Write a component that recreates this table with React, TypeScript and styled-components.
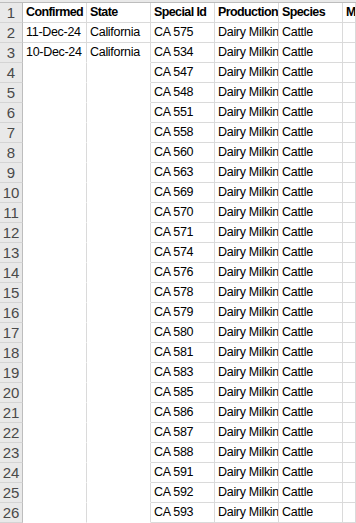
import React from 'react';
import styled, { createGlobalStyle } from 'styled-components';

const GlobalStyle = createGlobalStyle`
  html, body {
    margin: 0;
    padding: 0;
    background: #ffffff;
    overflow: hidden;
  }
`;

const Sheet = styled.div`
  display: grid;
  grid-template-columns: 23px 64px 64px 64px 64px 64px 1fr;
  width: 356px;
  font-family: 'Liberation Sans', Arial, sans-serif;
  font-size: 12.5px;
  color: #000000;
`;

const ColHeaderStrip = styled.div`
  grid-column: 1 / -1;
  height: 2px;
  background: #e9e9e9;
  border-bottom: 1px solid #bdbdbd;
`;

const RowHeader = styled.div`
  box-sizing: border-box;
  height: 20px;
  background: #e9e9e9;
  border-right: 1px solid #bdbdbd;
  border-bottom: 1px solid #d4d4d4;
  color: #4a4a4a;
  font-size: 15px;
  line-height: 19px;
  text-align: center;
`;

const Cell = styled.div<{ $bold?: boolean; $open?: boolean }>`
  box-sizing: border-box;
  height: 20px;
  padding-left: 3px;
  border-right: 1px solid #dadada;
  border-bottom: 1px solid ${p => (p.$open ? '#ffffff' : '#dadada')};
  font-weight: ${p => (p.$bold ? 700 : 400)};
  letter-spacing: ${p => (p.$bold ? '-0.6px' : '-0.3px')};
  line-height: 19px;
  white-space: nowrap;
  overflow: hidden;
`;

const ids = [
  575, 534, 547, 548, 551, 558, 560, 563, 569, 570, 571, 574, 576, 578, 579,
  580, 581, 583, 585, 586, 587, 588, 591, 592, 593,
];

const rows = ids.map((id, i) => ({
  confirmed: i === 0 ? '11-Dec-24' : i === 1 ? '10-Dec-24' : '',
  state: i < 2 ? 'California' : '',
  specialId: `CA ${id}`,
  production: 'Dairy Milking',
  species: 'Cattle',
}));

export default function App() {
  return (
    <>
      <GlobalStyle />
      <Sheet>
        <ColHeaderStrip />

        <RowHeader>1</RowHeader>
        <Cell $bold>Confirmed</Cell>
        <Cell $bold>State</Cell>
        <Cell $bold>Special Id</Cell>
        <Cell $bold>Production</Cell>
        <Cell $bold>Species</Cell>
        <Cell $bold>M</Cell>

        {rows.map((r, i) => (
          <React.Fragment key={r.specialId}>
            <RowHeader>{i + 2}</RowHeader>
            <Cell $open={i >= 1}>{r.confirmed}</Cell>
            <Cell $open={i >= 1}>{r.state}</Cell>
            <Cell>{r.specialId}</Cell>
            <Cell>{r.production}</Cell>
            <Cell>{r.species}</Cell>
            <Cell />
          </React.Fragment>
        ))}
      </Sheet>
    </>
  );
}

────

=== Task instructions ===
Where a line in the material above holds "React", copy that line.

=== Solution ===
Write a component that recreates this table with React, TypeScript and styled-components.
import React from 'react';
          <React.Fragment key={r.specialId}>
          </React.Fragment>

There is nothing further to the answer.